«Ripensare la grammatica dell’umano». Questo imperativo, questo dovere che si impone da sé, non per calcoli politici o in seguito a gruppi di pressione, ma grazie all’apparire alla nostra coscienza del bene che tutti vogliamo per la nostra società, per gli uomini, per le nuove generazioni, è stato richiamato e declinato in modo esemplare dal nostro Arcivescovo qualche giorno fa, nel suo articolato discorso al Consiglio e alla Giunta della Regione Lombardia.
Questo imperativo può essere assunto come la regola che ci permette di cogliere il significato peculiare che assume in questo anno pastorale la Giornata per la solidarietà. La solidarietà – questa virtù cristiana, ma non solo – si presenta infatti in tutta la sua urgenza. Come ci ricordava il nostro Arcivescovo nella Lettera pastorale, declinando una delle tre dimensioni che ci aiutano a leggere il mondo – quella del lavoro – «oggi la situazione del lavoro è talmente drammatica da scoraggiare ogni discorso che non parta dalla denuncia e dalla protesta. E l’allarme è pienamente motivato. La giustizia ci impone di cercare indomabilmente scelte politiche e interventi legislativi tesi a favorire una ripresa economica che offra prospettive occupazionali a tutti, speranza ai giovani, serenità alle famiglie, assistenza ai più deboli. Sappiamo bene quanto sia insufficiente e, alla lunga, frustrante protestare per una situazione iniqua senza intravvedere la strada per uscirne».

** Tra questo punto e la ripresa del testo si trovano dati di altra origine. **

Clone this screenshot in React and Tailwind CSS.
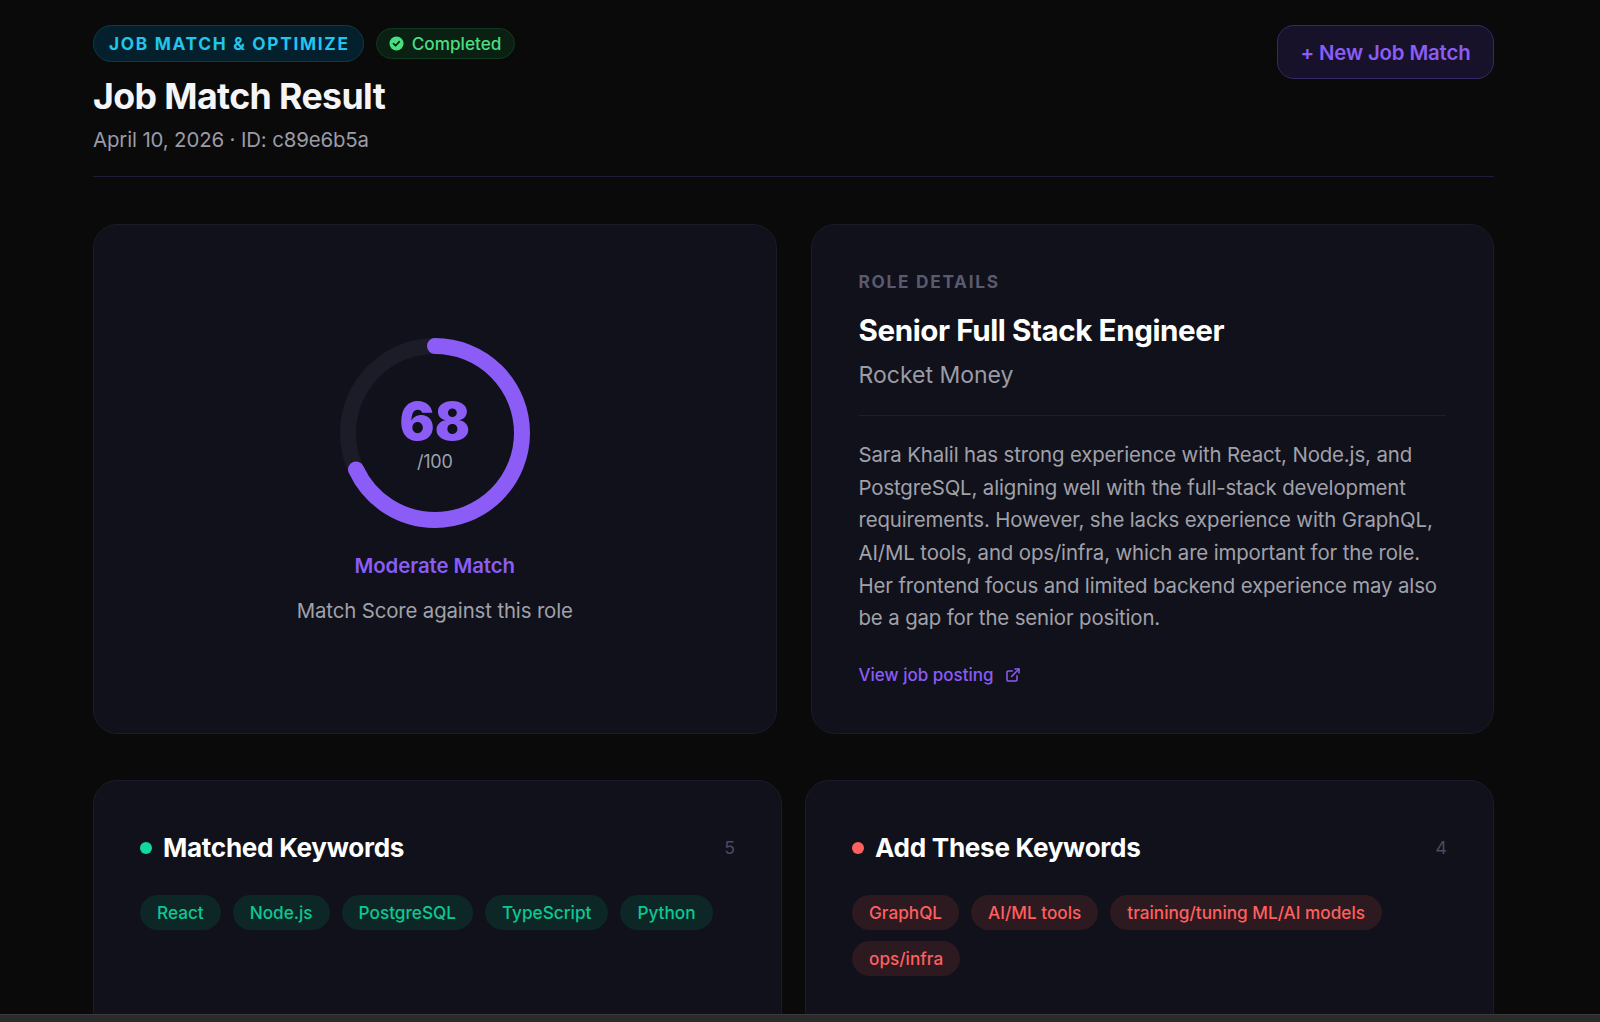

Noi ci apprestiamo a vivere la Giornata della solidarietà in questo clima, consapevoli che alla fine è proprio il carattere di eccezionalità e di gravità della situazione a decidere il compito che ci è affidato: la gente ci riconoscerà come solidali se davvero saremo stati capaci di mostrarci all’altezza della loro richiesta di compartecipazione e di condivisione. Una condivisione empatica, ma non solo; una condivisione che chiede anche intelligenza, capacità di unificare verso una meta, intuizione del bene possibile. Nella sua esortazione apostolica, Papa Francesco chiama questo atteggiamento «l’inclusione sociale dei poveri». E il nostro Arcivescovo così la spiega: «Partire dai poveri significa riconoscere che essi sono “obbligati” a quella necessaria unificazione essenziale di vita che noi ricchi, grazie alle nostre possibilità, possiamo permetterci di rimandare. Dalla loro esperienza possiamo imparare molto».
Questo atteggiamento solidale, questa capacità di marciare con i poveri al loro passo unificato, sobrio e discreto, è il contenuto di questa nostra Giornata della solidarietà 2014. Solo in questo modo potremo davvero affermare di essere capaci di costruire la storia, come il bel tema scelto per la Giornata ci invita fare.